David Colander and Harry
Landreth1
The Great Depression of the 1930s may be a dim memory
now, but its impact is still being felt in policy and theory. The
prolonged depression created an environment critical of laissez-faire
policies and favorable toward ubiquitous state interventionism
throughout the Western world. The depression led to the Welfare State
and boundless faith in Big Government. It caused most of the
Anglo-American economics profession to question classical free-market
economics and to search for radical anti-capitalist alternatives,
eventually converting to the "new economics" of Keynesianism and
"demand-side" economics.
Prior to the Great Depression, most Western economists
accepted the classical virtues of thrift, limited government, balanced
budgets, the gold standard, and Say's Law. While most economists
continued to defend free enterprise and free trade on a microeconomic
scale, they rejected traditional views on a macroeconomic level in the
postwar period, advocating consumption over saving, fiat money over the
gold standard, deficit spending over a balanced budget, and active state
interventionism over limited government. They bought the Keynesian
argument that a free market was inherently unstable and could result in
high levels of unemployed labor and resources for indefinite periods.
They blamed the Great Depression on laissez-faire capitalism and
contended that only massive government spending during World War II
saved the capitalist system from defeat. In short, the depression opened
the door to widespread collectivism in the United States and around the
world.
Fortunately, free-market economists have gradually
punctured holes in these arguments and the pendulum has slowly shifted
toward a re-establishment of classical free-market economics. Three
questions needed to be addressed: What caused the Great Depression?
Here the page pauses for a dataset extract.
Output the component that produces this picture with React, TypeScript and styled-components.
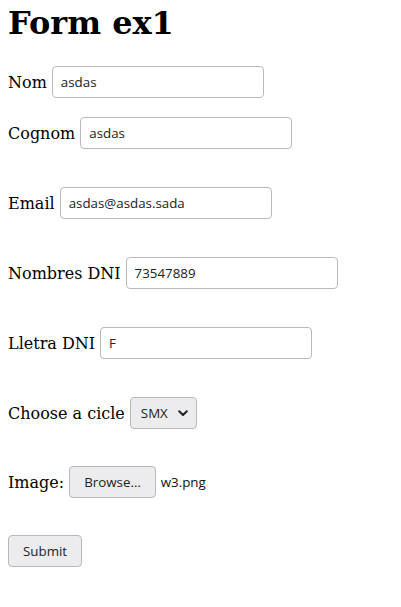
import React from "react";
import styled, { createGlobalStyle } from "styled-components";

const Global = createGlobalStyle`
  html, body { margin: 0; padding: 0; background: #fff; }
  body { padding: 8px; font-family: "DejaVu Serif", serif; font-size: 16px; color: #000; }
`;

const Title = styled.h1`
  margin: -3px 0 0 0;
  font-family: "DejaVu Serif", serif;
  font-size: 32px;
  font-weight: bold;
  line-height: 37px;
`;

const Form = styled.form`
  display: flex;
  flex-direction: column;
  align-items: flex-start;
  margin-top: 24px;
`;

const Row = styled.div<{ $gap: number }>`
  display: flex;
  align-items: center;
  gap: 5px;
  margin-top: ${(p) => p.$gap}px;
  height: 32px;
`;

const Label = styled.label`
  font-family: "DejaVu Serif", serif;
  font-size: 16px;
  color: #000;
`;

const controlFont = `"Open Sans", "Noto Sans", sans-serif`;

const TextInput = styled.input`
  box-sizing: border-box;
  width: 212px;
  height: 32px;
  margin: 0;
  padding: 0 8px;
  border: 1px solid #b9b9b9;
  border-radius: 4px;
  background: #fff;
  font-family: ${controlFont};
  font-size: 13.33px;
  color: #222;
  outline: none;
`;

const Select = styled.div`
  box-sizing: border-box;
  display: flex;
  align-items: center;
  gap: 10px;
  height: 32px;
  padding: 0 8px 0 10px;
  border: 1px solid #b9b9b9;
  border-radius: 4px;
  background: #ececef;
  font-family: ${controlFont};
  font-size: 13.33px;
  color: #222;
`;

const Button = styled.button`
  box-sizing: border-box;
  height: 32px;
  margin: 0;
  padding: 0 14px;
  border: 1px solid #b9b9b9;
  border-radius: 4px;
  background: #ececef;
  font-family: ${controlFont};
  font-size: 13.33px;
  color: #222;
`;

const FileName = styled.span`
  font-family: ${controlFont};
  font-size: 13.33px;
  color: #111;
`;

const Chevron = () => (
  <svg width="10" height="7" viewBox="0 0 10 7">
    <path d="M1.2 1.2 L5 5 L8.8 1.2" fill="none" stroke="#222" strokeWidth="2" strokeLinecap="round" strokeLinejoin="round" />
  </svg>
);

export default function App() {
  return (
    <>
      <Global />
      <Title>Form ex1</Title>
      <Form onSubmit={(e) => e.preventDefault()}>
        <Row $gap={0}>
          <Label>Nom</Label>
          <TextInput defaultValue="asdas" />
        </Row>
        <Row $gap={19}>
          <Label>Cognom</Label>
          <TextInput defaultValue="asdas" />
        </Row>
        <Row $gap={38}>
          <Label>Email</Label>
          <TextInput defaultValue="asdas@asdas.sada" />
        </Row>
        <Row $gap={38}>
          <Label>Nombres DNI</Label>
          <TextInput defaultValue="73547889" />
        </Row>
        <Row $gap={38}>
          <Label>Lletra DNI</Label>
          <TextInput defaultValue="F" />
        </Row>
        <Row $gap={38}>
          <Label>Choose a cicle</Label>
          <Select>
            SMX
            <Chevron />
          </Select>
        </Row>
        <Row $gap={37}>
          <Label>Image:</Label>
          <Button type="button">Browse…</Button>
          <FileName>w3.png</FileName>
        </Row>
        <Row $gap={37}>
          <Button type="submit">Submit</Button>
        </Row>
      </Form>
    </>
  );
}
Why
did it last so long? Did World War II restore prosperity? Economic
historian Robert Higgs had dubbed these three arenas of debate the Great
Contraction, the Great Duration, and the Great Escape.
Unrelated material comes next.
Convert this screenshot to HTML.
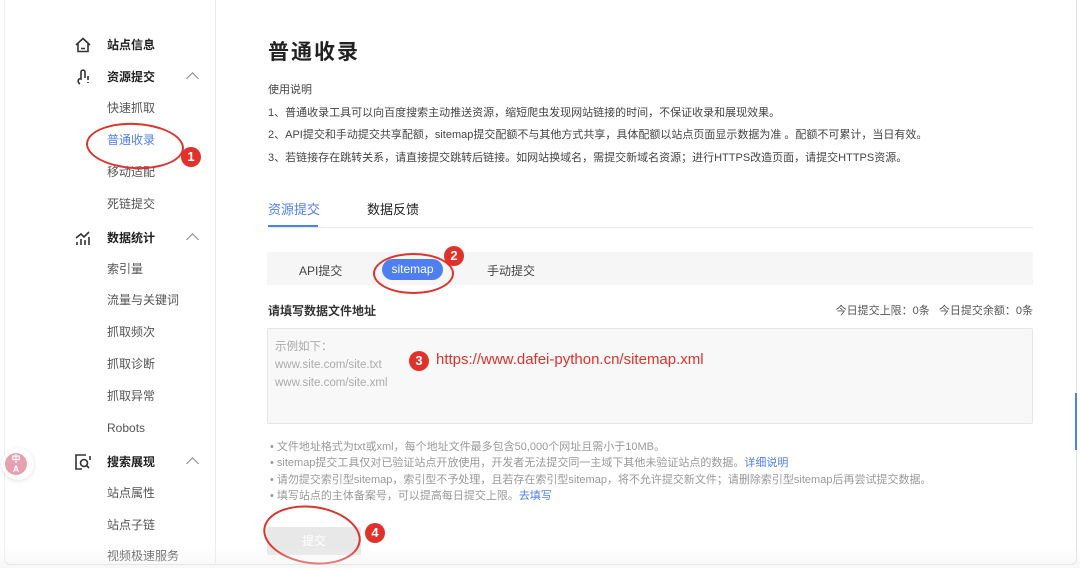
<!DOCTYPE html>
<html><head><meta charset="utf-8">
<style>
*{margin:0;padding:0;box-sizing:border-box}
body{width:1080px;height:568px;background:#fff;font-family:"Liberation Sans","Noto Sans CJK SC",sans-serif;position:relative;overflow:hidden;color:#333}
.frame{position:absolute;left:4px;top:0;width:1073px;height:565px;border-right:1px solid #e3e3e3;border-bottom:1px solid #ddd;border-left:1px solid #eee;border-radius:0 0 6px 6px}
.side{position:absolute;left:5px;top:0;width:211px;height:565px;border-right:1px solid #ececec}
.it{position:absolute;left:107px;font-size:12px;color:#555;line-height:16px;white-space:nowrap}
.it.h{font-weight:bold;color:#222}
.it.a{color:#4e7ff0}
.chev{position:absolute;left:188px;width:9px;height:9px;border-left:1.3px solid #888;border-top:1.3px solid #888;transform:rotate(45deg)}
.ico{position:absolute;left:74px}
.abs{position:absolute;white-space:nowrap}
.red{position:absolute;border:2px solid #e0312a;border-radius:50%}
.num{position:absolute;width:20px;height:20px;border-radius:50%;background:#e0312a;color:#fff;font-size:13px;font-weight:bold;text-align:center;line-height:20px}
.note{position:absolute;left:270px;font-size:11px;color:#999;white-space:nowrap}
.note b{font-weight:normal;color:#4e7ff0}
.p{font-size:11px;color:#444}
</style></head><body>
<div class="frame"></div>
<div class="side"></div>
<div style="position:absolute;left:1075px;top:393px;width:2px;height:57px;background:#4e7ff0"></div>

<svg class="ico" style="top:36px" width="18" height="18" viewBox="0 0 18 18" fill="none" stroke="#333" stroke-width="1.6"><path d="M2 9 L9 2.5 L16 9 M4 7.5 V15.5 H14 V7.5 M7 12.5 H11"/></svg>
<svg class="ico" style="top:68px" width="18" height="18" viewBox="0 0 18 18" fill="none" stroke="#333" stroke-width="1.6"><path d="M6 16 C3 14 4 10 7 11 V4 C7 1.5 11 1.5 11 4 V10 M14 8 V12 M14 14 V15"/></svg>
<svg class="ico" style="top:229px" width="18" height="18" viewBox="0 0 18 18" fill="none" stroke="#333" stroke-width="1.6"><path d="M2 9 L7 5 L10 8 L15 3 M3 16 V13 M7 16 V10 M11 16 V11 M15 16 V8"/></svg>
<svg class="ico" style="top:453px" width="18" height="18" viewBox="0 0 18 18" fill="none" stroke="#333" stroke-width="1.6"><path d="M12 2 H2 V16 H8"/><circle cx="10" cy="10" r="3.5"/><path d="M12.5 12.5 L15 15 M16 3 V7"/></svg>

<div class="it h" style="top:37px">站点信息</div>
<div class="it h" style="top:69px">资源提交</div><div class="chev" style="top:74px"></div>
<div class="it" style="top:100px">快速抓取</div>
<div class="it a" style="top:132px">普通收录</div>
<div class="it" style="top:164px">移动适配</div>
<div class="it" style="top:196px">死链提交</div>
<div class="it h" style="top:230px">数据统计</div><div class="chev" style="top:235px"></div>
<div class="it" style="top:261px">索引量</div>
<div class="it" style="top:292px">流量与关键词</div>
<div class="it" style="top:324px">抓取频次</div>
<div class="it" style="top:356px">抓取诊断</div>
<div class="it" style="top:388px">抓取异常</div>
<div class="it" style="top:420px">Robots</div>
<div class="it h" style="top:454px">搜索展现</div><div class="chev" style="top:459px"></div>
<div class="it" style="top:485px">站点属性</div>
<div class="it" style="top:517px">站点子链</div>
<div class="it" style="top:548px">视频极速服务</div>

<div style="position:absolute;left:2px;top:448px;width:32px;height:32px;border-radius:16px;background:#fff;box-shadow:0 1px 4px rgba(0,0,0,.12)"></div>
<div style="position:absolute;left:5px;top:453px;width:22px;height:22px;border-radius:50%;background:#e8a0b0;color:#fff;font-size:9px;line-height:10px;text-align:center;padding-top:1px;font-weight:bold">中<br>A</div>

<div class="red" style="left:86px;top:123px;width:98px;height:46px;transform:rotate(3deg)"></div>
<div class="num" style="left:181px;top:147px">1</div>

<div class="abs" style="left:268px;top:36px;font-size:21px;font-weight:bold;color:#222;letter-spacing:2px">普通收录</div>
<div class="abs p" style="left:268px;top:81px">使用说明</div>
<div class="abs p" style="left:268px;top:104px">1、普通收录工具可以向百度搜索主动推送资源，缩短爬虫发现网站链接的时间，不保证收录和展现效果。</div>
<div class="abs p" style="left:268px;top:126px">2、API提交和手动提交共享配额，sitemap提交配额不与其他方式共享，具体配额以站点页面显示数据为准 。配额不可累计，当日有效。</div>
<div class="abs p" style="left:268px;top:149px">3、若链接存在跳转关系，请直接提交跳转后链接。如网站换域名，需提交新域名资源；进行HTTPS改造页面，请提交HTTPS资源。</div>

<div class="abs" style="left:268px;top:199px;font-size:13px;color:#4e7ff0">资源提交</div>
<div class="abs" style="left:367px;top:199px;font-size:13px;color:#222">数据反馈</div>
<div style="position:absolute;left:268px;top:227px;width:765px;height:1px;background:#eaeaea"></div>
<div style="position:absolute;left:268px;top:225px;width:50px;height:2px;background:#4e7ff0"></div>

<div style="position:absolute;left:267px;top:252px;width:766px;height:33px;background:#f6f6f6"></div>
<div class="abs" style="left:299px;top:262px;font-size:12px;color:#444">API提交</div>
<div style="position:absolute;left:382px;top:259px;width:61px;height:21px;border-radius:11px;background:#4e7ff0;color:#fff;font-size:12px;text-align:center;line-height:21px">sitemap</div>
<div class="abs" style="left:487px;top:262px;font-size:12px;color:#444">手动提交</div>
<div class="red" style="left:373px;top:253px;width:81px;height:41px"></div>
<div class="num" style="left:444px;top:246px">2</div>

<div class="abs" style="left:268px;top:302px;font-size:12px;color:#333;font-weight:bold">请填写数据文件地址</div>
<div class="abs" style="left:813px;top:302px;font-size:11px;color:#555;width:220px;text-align:right">今日提交上限：0条&nbsp;&nbsp;&nbsp;今日提交余额：0条</div>

<div style="position:absolute;left:267px;top:328px;width:766px;height:96px;background:#f8f8f8;border:1px solid #e6e6e6;border-radius:2px"></div>
<div class="abs" style="left:275px;top:338px;font-size:11.5px;color:#aaa;line-height:18px">示例如下：<br>www.site.com/site.txt<br>www.site.com/site.xml</div>
<div class="num" style="left:409px;top:351px">3</div>
<div class="abs" style="left:436px;top:351px;font-size:15px;color:#e0312a">https://www.dafei-python.cn/sitemap.xml</div>

<div class="note" style="top:438px">• 文件地址格式为txt或xml，每个地址文件最多包含50,000个网址且需小于10MB。</div>
<div class="note" style="top:454px">• sitemap提交工具仅对已验证站点开放使用，开发者无法提交同一主域下其他未验证站点的数据。<b>详细说明</b></div>
<div class="note" style="top:471px">• 请勿提交索引型sitemap，索引型不予处理，且若存在索引型sitemap，将不允许提交新文件；请删除索引型sitemap后再尝试提交数据。</div>
<div class="note" style="top:487px">• 填写站点的主体备案号，可以提高每日提交上限。<b>去填写</b></div>

<div style="position:absolute;left:267px;top:527px;width:94px;height:28px;background:#e8e8e8;color:#fff;font-size:12px;text-align:center;line-height:28px;border-radius:2px">提交</div>
<div class="red" style="left:263px;top:506px;width:98px;height:58px;transform:rotate(8deg)"></div>
<div class="num" style="left:365px;top:523px">4</div>
<div style="position:absolute;left:0;top:545px;width:1080px;height:23px;background:linear-gradient(rgba(255,255,255,0),rgba(240,240,240,.5))"></div>
</body></html>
The Cause of the Great Contraction
Many free-market economists had attempted to answer the
first question, including Benjamin M. Anderson and Murray N.
Rothbard,2 but none had the impact equal to Milton Friedman's
empirical studies on money in the early 1960s. His was the first
effective effort to destroy the argument that the Great Depression was
the handiwork of an inherently unstable capitalistic system. Friedman
(and his co-author, Anna J. Schwartz) demonstrated forcefully that it
was not free enterprise, but rather government - specifically the
Federal Reserve System - that caused the Great Depression. In a single
sentence underlined by all who read it, Friedman and Schwartz indicted
the Fed: "From the cyclical peak in August 1929 to a cyclical trough in
March 1933, the stock of money fell by over a third." 3(This
statement was all the more shocking because until Friedman's work, the
Fed didn't publish money supply figures, such as Ml and M2!)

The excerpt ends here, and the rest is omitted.